>> begin EXCERPTED DATA

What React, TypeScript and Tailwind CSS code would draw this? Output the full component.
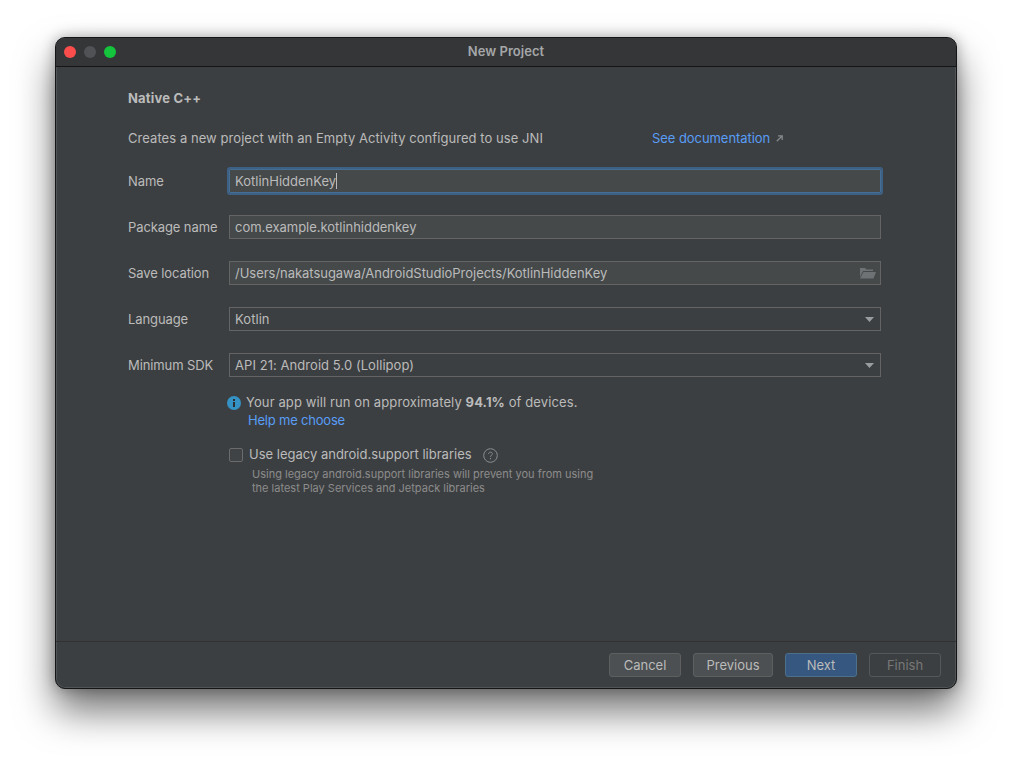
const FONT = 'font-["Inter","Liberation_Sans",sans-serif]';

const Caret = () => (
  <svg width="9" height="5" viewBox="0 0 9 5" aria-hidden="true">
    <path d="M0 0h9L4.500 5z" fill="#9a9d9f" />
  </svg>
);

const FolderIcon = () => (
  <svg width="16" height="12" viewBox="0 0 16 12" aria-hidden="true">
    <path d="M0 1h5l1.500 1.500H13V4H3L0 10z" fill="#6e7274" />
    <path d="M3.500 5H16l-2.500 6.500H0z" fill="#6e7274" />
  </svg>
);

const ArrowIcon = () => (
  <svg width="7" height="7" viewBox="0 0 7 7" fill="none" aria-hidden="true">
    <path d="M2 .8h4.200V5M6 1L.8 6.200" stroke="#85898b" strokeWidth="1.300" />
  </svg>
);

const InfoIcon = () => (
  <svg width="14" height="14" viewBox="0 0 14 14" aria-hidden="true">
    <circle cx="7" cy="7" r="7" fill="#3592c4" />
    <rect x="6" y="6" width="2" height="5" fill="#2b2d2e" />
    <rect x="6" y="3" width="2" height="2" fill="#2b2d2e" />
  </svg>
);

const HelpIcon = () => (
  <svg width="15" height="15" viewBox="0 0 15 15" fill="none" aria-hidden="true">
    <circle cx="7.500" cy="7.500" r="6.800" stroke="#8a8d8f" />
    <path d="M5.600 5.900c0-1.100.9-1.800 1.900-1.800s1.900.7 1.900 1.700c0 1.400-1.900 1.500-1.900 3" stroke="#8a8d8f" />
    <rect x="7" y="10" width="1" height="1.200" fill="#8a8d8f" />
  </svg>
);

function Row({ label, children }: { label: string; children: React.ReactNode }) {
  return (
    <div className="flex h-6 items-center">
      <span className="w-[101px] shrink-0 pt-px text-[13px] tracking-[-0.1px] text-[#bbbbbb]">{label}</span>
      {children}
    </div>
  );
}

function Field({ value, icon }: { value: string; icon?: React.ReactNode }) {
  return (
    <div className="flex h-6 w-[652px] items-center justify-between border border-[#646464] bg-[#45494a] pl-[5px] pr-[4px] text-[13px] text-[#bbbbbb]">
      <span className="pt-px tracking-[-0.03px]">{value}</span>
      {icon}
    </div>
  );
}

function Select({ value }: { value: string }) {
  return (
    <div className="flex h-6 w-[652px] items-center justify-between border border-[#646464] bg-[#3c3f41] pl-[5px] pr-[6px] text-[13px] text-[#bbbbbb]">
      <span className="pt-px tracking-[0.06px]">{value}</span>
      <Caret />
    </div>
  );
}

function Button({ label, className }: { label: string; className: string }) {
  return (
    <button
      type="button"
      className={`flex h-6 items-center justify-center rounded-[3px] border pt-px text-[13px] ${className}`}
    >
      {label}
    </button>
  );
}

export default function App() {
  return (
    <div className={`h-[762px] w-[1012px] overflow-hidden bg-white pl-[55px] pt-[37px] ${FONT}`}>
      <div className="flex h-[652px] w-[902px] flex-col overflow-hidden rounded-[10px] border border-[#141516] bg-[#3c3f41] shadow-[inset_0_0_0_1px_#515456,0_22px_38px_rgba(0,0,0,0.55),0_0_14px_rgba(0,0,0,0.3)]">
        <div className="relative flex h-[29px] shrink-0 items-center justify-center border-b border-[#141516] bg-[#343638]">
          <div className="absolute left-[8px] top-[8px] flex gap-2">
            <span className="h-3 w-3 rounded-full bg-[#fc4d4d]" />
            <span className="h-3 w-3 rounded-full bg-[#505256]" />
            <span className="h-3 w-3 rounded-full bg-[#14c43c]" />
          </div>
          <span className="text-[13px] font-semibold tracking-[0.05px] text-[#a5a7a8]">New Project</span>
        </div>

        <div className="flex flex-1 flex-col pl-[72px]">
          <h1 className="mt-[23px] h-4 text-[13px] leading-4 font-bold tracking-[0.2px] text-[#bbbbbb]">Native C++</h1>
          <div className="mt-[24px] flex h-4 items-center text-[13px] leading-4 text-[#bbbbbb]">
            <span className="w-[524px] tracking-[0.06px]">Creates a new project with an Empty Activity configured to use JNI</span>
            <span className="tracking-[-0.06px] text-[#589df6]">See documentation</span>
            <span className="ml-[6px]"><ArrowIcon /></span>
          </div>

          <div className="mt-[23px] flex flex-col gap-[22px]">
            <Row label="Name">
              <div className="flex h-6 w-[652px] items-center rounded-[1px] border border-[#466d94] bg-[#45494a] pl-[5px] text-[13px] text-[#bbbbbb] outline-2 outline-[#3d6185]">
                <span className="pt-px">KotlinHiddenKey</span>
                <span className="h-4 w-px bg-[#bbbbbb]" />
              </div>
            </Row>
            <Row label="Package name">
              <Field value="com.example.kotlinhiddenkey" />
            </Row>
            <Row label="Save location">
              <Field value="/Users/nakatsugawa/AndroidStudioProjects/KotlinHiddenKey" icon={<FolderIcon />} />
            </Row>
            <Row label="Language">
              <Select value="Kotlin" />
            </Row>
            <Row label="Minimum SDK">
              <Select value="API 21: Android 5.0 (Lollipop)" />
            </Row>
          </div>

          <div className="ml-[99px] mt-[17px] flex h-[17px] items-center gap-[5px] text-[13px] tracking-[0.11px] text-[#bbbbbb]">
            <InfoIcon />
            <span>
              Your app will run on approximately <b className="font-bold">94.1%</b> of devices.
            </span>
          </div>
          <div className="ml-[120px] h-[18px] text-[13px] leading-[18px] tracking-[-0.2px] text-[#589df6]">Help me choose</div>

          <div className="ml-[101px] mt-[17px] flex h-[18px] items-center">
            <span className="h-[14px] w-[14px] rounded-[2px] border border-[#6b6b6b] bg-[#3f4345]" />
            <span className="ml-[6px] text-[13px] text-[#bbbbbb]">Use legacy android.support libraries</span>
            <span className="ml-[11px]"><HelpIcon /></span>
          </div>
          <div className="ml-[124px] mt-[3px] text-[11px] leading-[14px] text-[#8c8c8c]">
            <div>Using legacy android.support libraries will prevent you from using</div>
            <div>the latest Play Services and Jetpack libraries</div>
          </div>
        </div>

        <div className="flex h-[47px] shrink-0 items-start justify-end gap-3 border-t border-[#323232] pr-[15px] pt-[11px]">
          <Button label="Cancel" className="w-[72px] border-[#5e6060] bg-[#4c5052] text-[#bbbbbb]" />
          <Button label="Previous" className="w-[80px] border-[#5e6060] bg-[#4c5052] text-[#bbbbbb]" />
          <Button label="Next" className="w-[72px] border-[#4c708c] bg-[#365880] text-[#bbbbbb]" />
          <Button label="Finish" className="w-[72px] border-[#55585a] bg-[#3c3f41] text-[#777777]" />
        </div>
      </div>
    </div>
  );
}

>> end EXCERPTED DATA
>> begin EXCERPTED DATA

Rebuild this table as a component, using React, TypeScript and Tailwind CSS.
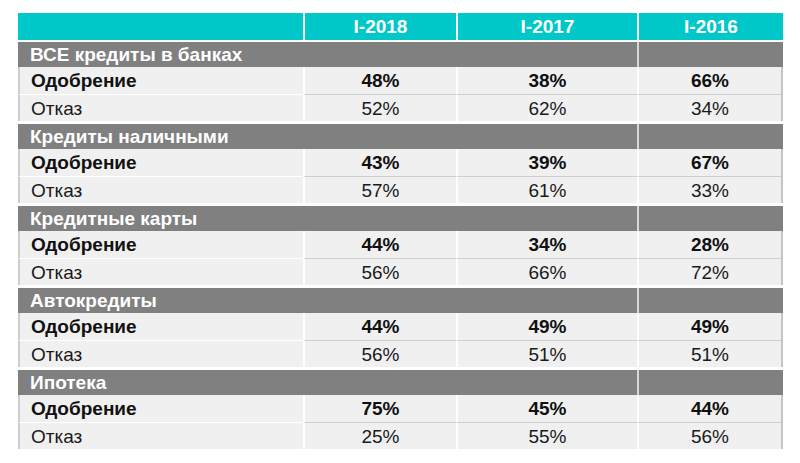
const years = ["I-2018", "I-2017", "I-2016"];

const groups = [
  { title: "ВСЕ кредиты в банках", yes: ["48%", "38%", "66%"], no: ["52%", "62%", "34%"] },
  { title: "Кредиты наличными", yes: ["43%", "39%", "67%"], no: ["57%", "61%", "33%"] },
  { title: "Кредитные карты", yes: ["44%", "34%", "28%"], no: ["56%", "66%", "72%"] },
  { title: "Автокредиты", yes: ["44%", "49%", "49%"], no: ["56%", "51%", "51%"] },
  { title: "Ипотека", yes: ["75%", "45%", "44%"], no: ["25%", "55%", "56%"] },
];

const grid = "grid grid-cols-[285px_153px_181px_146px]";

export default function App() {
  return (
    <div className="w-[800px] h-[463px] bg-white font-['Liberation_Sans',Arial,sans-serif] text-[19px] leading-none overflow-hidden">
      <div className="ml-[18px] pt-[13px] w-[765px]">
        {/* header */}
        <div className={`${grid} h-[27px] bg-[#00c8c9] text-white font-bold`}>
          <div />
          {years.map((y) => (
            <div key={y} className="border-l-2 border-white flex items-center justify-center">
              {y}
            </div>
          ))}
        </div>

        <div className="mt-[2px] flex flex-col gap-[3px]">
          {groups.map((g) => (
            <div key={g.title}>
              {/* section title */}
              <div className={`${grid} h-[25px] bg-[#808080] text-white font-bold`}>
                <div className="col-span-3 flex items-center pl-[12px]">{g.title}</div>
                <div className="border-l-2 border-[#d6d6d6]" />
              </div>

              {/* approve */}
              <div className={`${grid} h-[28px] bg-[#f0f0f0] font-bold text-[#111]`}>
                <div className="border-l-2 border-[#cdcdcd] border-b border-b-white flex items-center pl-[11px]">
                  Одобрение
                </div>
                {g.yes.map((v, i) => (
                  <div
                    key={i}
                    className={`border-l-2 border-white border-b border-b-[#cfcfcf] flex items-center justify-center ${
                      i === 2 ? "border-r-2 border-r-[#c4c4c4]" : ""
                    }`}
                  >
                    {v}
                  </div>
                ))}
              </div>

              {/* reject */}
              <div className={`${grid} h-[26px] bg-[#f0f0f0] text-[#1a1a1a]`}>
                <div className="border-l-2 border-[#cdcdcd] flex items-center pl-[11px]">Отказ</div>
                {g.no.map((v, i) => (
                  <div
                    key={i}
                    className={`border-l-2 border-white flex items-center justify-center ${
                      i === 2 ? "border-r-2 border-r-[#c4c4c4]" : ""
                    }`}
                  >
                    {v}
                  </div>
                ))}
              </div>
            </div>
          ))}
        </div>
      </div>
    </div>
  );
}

>> end EXCERPTED DATA
>> begin EXCERPTED DATA

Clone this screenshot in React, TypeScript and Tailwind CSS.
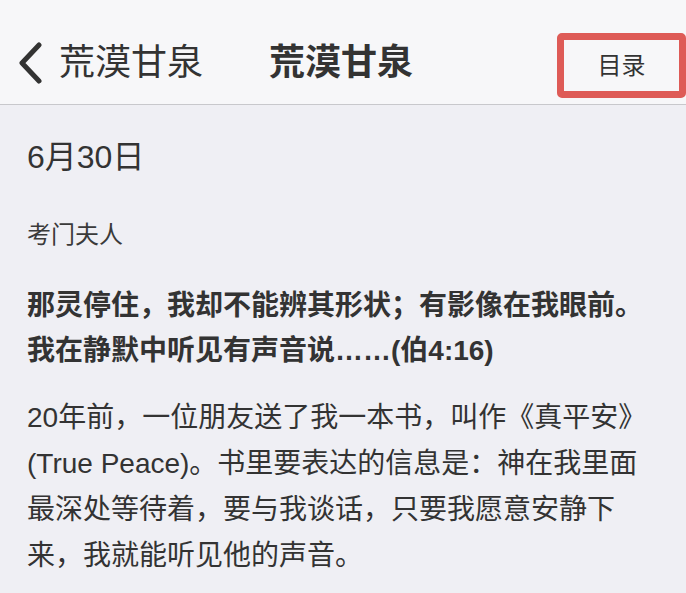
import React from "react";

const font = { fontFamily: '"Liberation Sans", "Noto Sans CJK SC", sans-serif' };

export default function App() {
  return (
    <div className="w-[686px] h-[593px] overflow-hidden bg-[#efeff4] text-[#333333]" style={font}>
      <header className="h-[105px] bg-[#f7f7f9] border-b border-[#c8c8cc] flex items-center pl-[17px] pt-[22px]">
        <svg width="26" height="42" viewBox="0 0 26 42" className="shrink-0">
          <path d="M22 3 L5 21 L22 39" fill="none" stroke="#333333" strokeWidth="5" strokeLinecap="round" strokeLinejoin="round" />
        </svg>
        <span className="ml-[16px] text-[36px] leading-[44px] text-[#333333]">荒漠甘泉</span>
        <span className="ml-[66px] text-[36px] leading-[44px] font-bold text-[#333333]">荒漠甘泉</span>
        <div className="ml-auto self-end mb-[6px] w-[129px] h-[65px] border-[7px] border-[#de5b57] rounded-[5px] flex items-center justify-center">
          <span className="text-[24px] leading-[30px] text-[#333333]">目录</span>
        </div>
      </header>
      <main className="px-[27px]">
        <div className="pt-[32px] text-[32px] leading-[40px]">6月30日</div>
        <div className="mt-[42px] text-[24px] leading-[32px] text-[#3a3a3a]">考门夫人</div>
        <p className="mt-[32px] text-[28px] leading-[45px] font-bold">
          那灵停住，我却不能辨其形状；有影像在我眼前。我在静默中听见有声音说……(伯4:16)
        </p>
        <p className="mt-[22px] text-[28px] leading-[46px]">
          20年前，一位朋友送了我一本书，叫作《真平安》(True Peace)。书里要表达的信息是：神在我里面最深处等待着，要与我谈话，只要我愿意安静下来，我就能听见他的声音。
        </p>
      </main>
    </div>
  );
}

>> end EXCERPTED DATA

Only a number is wanted: how many lines of the material above hold "React"?

**RESPONSE TO THIS EXERCISE**
6